Available records →
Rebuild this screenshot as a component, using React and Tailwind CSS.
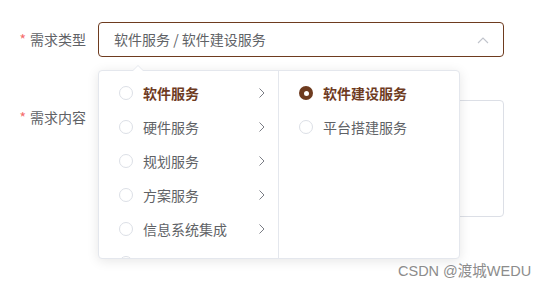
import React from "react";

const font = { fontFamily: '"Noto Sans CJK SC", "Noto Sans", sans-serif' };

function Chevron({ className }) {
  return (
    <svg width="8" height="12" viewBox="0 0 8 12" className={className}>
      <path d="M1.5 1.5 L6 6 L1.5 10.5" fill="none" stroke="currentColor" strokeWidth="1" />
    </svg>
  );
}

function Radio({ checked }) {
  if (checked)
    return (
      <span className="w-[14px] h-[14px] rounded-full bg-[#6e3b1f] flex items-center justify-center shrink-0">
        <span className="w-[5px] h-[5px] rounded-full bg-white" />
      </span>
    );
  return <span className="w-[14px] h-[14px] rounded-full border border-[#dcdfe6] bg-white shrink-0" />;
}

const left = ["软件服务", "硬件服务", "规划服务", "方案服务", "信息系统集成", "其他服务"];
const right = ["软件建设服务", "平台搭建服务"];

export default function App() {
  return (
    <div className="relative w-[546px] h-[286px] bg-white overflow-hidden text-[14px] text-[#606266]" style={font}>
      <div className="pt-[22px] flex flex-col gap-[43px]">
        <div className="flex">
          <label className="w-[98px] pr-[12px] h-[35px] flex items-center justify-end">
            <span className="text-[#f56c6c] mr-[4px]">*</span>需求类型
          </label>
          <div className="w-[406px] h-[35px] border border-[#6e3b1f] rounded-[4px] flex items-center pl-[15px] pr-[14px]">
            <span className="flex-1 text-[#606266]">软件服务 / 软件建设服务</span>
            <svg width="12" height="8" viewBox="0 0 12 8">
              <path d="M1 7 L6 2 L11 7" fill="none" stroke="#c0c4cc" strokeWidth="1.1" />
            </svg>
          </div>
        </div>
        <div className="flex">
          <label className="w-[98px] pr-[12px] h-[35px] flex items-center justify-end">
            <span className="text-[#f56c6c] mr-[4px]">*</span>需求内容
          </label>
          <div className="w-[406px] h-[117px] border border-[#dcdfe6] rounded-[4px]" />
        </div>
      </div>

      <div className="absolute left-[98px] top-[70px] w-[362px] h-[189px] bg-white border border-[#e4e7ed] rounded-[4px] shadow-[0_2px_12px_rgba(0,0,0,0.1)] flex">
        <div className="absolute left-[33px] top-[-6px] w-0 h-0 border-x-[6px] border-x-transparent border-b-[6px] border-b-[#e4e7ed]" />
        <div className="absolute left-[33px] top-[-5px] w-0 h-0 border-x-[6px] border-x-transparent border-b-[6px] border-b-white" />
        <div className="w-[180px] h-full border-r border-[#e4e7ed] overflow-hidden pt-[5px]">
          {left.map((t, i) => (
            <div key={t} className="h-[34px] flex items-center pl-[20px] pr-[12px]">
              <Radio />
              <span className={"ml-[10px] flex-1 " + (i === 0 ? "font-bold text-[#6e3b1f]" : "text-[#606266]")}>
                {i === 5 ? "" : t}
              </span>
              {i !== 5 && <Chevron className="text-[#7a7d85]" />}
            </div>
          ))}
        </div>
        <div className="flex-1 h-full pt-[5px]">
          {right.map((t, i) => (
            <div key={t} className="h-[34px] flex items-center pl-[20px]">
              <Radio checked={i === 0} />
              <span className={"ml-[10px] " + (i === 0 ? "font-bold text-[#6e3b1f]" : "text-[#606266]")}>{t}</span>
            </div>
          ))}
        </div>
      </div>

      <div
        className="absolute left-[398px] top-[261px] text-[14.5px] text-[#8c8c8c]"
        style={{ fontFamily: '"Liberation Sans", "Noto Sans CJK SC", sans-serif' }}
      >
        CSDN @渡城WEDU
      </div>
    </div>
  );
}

...

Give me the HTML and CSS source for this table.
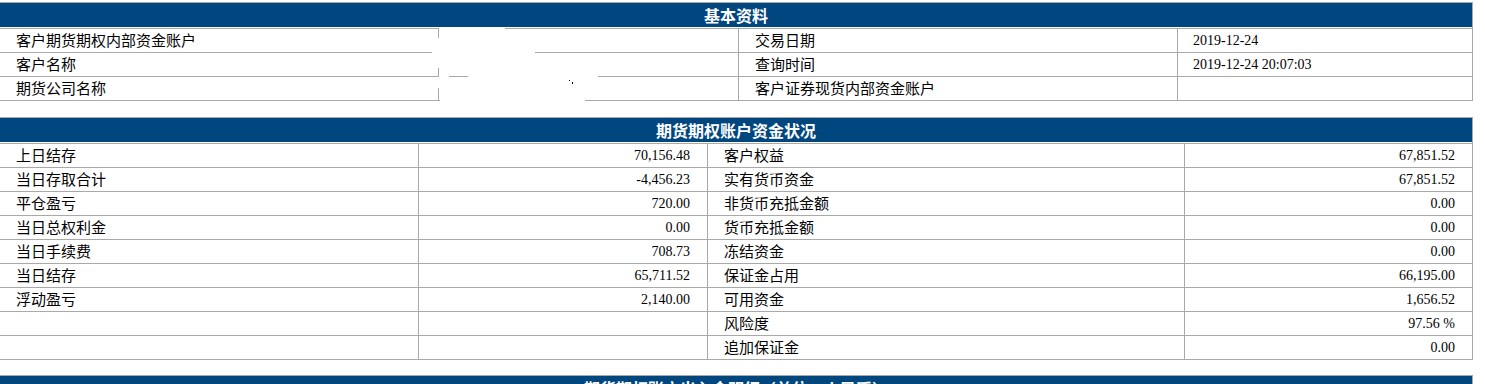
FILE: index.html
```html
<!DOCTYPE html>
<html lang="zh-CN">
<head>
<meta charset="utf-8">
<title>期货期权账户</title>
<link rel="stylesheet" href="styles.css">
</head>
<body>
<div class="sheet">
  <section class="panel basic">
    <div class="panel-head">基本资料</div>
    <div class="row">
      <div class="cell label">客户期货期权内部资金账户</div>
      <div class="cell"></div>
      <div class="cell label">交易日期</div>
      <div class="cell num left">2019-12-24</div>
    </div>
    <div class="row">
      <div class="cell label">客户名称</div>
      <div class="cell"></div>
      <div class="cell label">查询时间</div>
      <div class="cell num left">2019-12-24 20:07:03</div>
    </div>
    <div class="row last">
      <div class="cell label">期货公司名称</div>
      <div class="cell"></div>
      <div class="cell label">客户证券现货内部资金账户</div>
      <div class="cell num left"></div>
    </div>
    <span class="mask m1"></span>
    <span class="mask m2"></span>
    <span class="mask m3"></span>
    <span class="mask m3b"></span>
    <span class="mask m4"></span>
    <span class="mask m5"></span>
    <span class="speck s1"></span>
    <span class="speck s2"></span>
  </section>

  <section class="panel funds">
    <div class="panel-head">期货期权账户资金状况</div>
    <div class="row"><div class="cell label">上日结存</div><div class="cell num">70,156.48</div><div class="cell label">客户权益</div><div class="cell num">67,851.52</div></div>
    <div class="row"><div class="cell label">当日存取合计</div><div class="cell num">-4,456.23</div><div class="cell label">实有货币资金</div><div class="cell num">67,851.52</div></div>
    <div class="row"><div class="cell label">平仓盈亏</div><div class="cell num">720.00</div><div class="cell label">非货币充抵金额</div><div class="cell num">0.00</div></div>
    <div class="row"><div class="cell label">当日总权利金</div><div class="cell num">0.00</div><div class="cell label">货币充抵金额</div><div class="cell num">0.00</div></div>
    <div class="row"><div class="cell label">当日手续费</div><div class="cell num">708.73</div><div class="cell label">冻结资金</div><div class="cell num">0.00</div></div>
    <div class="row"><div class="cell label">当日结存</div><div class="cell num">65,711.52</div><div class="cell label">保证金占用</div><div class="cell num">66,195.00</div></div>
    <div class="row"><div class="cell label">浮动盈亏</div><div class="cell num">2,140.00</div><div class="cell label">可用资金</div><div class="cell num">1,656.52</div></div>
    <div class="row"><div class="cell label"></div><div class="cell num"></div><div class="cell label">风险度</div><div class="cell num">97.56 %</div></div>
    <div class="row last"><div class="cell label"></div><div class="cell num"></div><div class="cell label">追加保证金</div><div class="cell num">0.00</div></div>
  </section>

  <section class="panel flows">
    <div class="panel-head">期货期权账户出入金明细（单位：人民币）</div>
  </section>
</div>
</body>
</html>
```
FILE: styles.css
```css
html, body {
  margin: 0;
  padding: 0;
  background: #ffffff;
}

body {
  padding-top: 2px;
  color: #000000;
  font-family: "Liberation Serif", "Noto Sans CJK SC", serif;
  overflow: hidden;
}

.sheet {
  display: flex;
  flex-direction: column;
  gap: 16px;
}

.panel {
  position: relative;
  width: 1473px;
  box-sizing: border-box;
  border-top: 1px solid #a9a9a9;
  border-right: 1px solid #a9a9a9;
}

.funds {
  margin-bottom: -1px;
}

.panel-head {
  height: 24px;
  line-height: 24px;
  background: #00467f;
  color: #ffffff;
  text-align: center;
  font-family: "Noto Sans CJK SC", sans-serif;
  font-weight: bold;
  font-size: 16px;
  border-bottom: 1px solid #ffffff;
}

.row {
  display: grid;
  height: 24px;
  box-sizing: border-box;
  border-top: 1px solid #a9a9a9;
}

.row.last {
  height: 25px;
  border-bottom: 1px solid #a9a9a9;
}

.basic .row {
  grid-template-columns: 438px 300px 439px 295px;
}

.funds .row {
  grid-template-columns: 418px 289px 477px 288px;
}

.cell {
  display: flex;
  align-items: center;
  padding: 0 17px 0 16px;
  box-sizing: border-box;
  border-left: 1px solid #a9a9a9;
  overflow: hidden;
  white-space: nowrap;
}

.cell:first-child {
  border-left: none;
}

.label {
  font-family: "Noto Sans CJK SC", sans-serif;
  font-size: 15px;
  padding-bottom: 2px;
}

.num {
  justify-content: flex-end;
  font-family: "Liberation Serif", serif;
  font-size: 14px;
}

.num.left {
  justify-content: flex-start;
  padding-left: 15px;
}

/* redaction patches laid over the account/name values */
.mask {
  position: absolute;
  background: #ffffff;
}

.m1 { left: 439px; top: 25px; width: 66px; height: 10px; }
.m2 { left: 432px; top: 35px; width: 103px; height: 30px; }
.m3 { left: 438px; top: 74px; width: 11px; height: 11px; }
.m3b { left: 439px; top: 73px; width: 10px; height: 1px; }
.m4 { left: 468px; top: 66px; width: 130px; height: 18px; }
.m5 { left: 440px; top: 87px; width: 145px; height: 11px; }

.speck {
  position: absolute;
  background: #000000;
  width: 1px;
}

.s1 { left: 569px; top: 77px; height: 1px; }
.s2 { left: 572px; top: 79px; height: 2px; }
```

Problem statement →
From the data above, copy each line where the string "this" appears.

Exercise solution →
Rebuild this screenshot as a component, using React and Tailwind CSS.
Give me the HTML and CSS source for this table.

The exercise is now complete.